# Supplied information
>> start

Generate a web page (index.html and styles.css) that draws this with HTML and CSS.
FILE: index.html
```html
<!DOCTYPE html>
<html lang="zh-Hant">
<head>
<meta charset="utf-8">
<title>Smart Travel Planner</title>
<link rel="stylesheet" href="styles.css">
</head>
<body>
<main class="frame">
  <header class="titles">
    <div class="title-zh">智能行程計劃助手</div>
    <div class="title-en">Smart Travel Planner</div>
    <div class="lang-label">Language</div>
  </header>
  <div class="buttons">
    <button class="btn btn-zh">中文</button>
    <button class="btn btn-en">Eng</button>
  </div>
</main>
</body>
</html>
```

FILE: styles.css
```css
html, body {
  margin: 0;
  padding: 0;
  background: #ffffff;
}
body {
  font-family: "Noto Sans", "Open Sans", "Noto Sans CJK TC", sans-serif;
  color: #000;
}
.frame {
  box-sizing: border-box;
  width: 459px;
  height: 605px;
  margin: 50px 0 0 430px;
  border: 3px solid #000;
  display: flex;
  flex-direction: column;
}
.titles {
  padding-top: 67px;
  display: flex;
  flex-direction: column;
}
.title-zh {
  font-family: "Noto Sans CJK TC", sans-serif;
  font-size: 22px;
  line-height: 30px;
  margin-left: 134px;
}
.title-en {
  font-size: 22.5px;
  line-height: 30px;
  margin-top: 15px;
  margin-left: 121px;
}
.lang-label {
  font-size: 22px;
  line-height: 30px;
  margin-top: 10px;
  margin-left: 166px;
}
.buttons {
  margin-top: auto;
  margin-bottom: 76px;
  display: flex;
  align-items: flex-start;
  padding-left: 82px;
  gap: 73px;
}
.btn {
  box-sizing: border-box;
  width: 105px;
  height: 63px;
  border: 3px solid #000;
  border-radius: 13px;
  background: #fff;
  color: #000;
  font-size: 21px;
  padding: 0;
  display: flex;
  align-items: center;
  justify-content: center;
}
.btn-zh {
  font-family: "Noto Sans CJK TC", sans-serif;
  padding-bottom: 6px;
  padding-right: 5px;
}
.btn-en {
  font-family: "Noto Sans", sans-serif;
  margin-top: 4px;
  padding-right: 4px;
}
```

>> end

# Prompt
Repeat the data precisely, line by line.

# Response to the exercise
Generate a web page (index.html and styles.css) that draws this with HTML and CSS.
FILE: index.html
```html
<!DOCTYPE html>
<html lang="zh-Hant">
<head>
<meta charset="utf-8">
<title>Smart Travel Planner</title>
<link rel="stylesheet" href="styles.css">
</head>
<body>
<main class="frame">
  <header class="titles">
    <div class="title-zh">智能行程計劃助手</div>
    <div class="title-en">Smart Travel Planner</div>
    <div class="lang-label">Language</div>
  </header>
  <div class="buttons">
    <button class="btn btn-zh">中文</button>
    <button class="btn btn-en">Eng</button>
  </div>
</main>
</body>
</html>
```

FILE: styles.css
```css
html, body {
  margin: 0;
  padding: 0;
  background: #ffffff;
}
body {
  font-family: "Noto Sans", "Open Sans", "Noto Sans CJK TC", sans-serif;
  color: #000;
}
.frame {
  box-sizing: border-box;
  width: 459px;
  height: 605px;
  margin: 50px 0 0 430px;
  border: 3px solid #000;
  display: flex;
  flex-direction: column;
}
.titles {
  padding-top: 67px;
  display: flex;
  flex-direction: column;
}
.title-zh {
  font-family: "Noto Sans CJK TC", sans-serif;
  font-size: 22px;
  line-height: 30px;
  margin-left: 134px;
}
.title-en {
  font-size: 22.5px;
  line-height: 30px;
  margin-top: 15px;
  margin-left: 121px;
}
.lang-label {
  font-size: 22px;
  line-height: 30px;
  margin-top: 10px;
  margin-left: 166px;
}
.buttons {
  margin-top: auto;
  margin-bottom: 76px;
  display: flex;
  align-items: flex-start;
  padding-left: 82px;
  gap: 73px;
}
.btn {
  box-sizing: border-box;
  width: 105px;
  height: 63px;
  border: 3px solid #000;
  border-radius: 13px;
  background: #fff;
  color: #000;
  font-size: 21px;
  padding: 0;
  display: flex;
  align-items: center;
  justify-content: center;
}
.btn-zh {
  font-family: "Noto Sans CJK TC", sans-serif;
  padding-bottom: 6px;
  padding-right: 5px;
}
.btn-en {
  font-family: "Noto Sans", sans-serif;
  margin-top: 4px;
  padding-right: 4px;
}
```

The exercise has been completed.